Lale devri, Osmanlı saltanatının bir halkası, bir “İhanet Devri” dir. Sürünen yoksul halka inat, bir “Keyif Sürme Devri” dir. Halkın nafakasına ”Göz Dikme Devri” dir. Osmanlı halkıyla “Alay Etme Devri” dir. Halk aç yatarken, “Tok Yatanların Devri” dir. Ve nihayet, “Utanmazların ve Allahtan Korkmayanların Devri” dir.
GÜNÜMÜZDE LALE DEVRİ
Lale Devri’nin günümüzde hortladığını söyleyen vatandaşlar ona, Lale Devri değil, “Sülale Devri” diyorlar. Bunun ilk örneğini, Anavatan Partisi iktidarında görmüştük.
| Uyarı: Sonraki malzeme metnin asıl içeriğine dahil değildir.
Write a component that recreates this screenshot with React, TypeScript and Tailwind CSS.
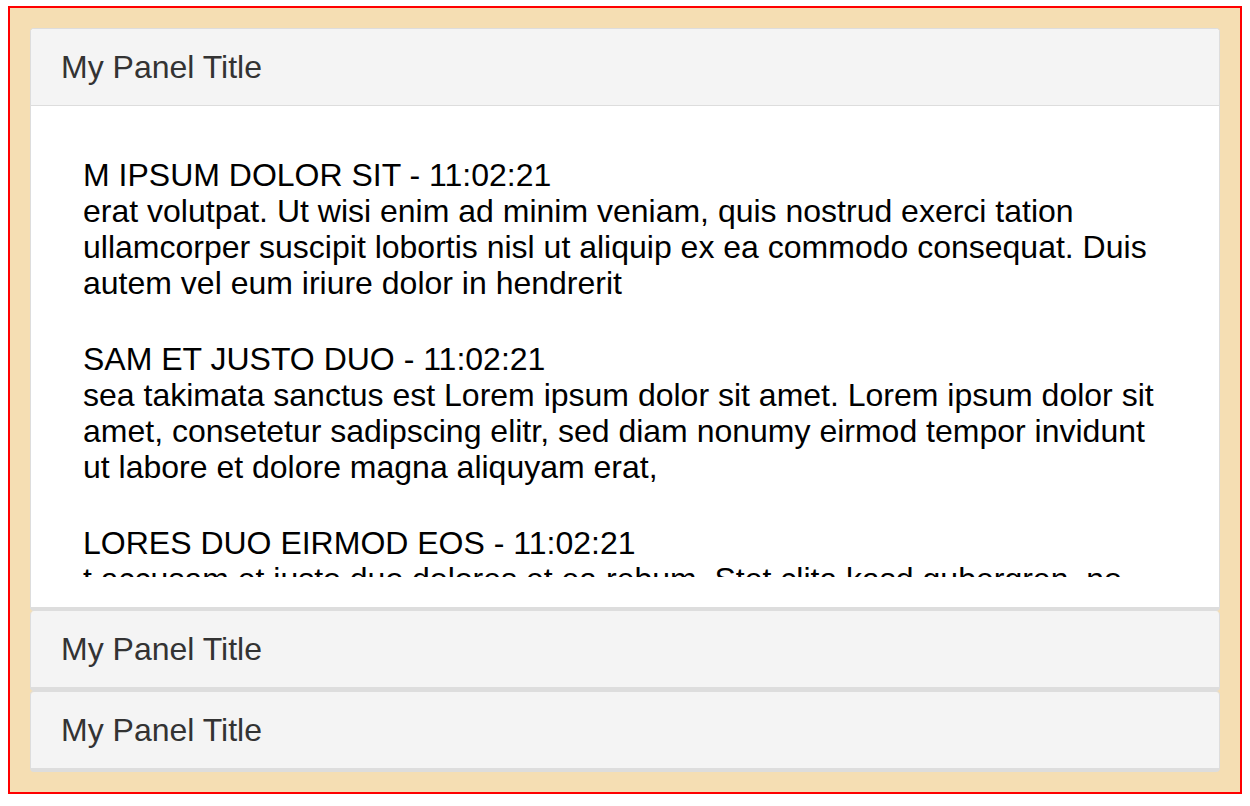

O dönemin liderinin eşi, etrafına topladığı varlıklı ve sosyete kadınlarıyla bu tür eğlenceler düzenlemiş, bu hareketler halkın gözünden hiç, ama hiç kaçmamıştır.
Lideri ölüp, parti ve elde ettikleri mevkiler iktidardan düşünce, liderin eşi ve yakınları ortada yapayalnız kalmışlar, istifledikleri paraları kullanıp, eski günleri yad etmekten öteye gidememişlerdir.
Mahmut Akpınar adındaki yurttaşımız, bugünkü Lale Devri’ni böyle anlatıyor ki, insan ister istemez Padişah III. Ahmet dönemindeki Lale Devri ile, Özallar dönemindeki Lale Devri’ni hatırlıyor.
Öyle ki, Sultan III. Ahmet’in feda ettiği damadı anlatılırken, bu dönemin liderinin feda ettiği damadını da hatırlatmaktan geçemiyor.
Eee… Ne demişler? “Tarih, tekerrürden ibarettir.” Yani, tarih hep tekrar eder. Ve ilave ediyorlar; “Eğer ders alınsaydı, hiç tekerrür eder miydi?”
Bu devrin sonunu gören damat; “Allah, sonumuzu hayır eylesin” diye boşuna dua etmiyor.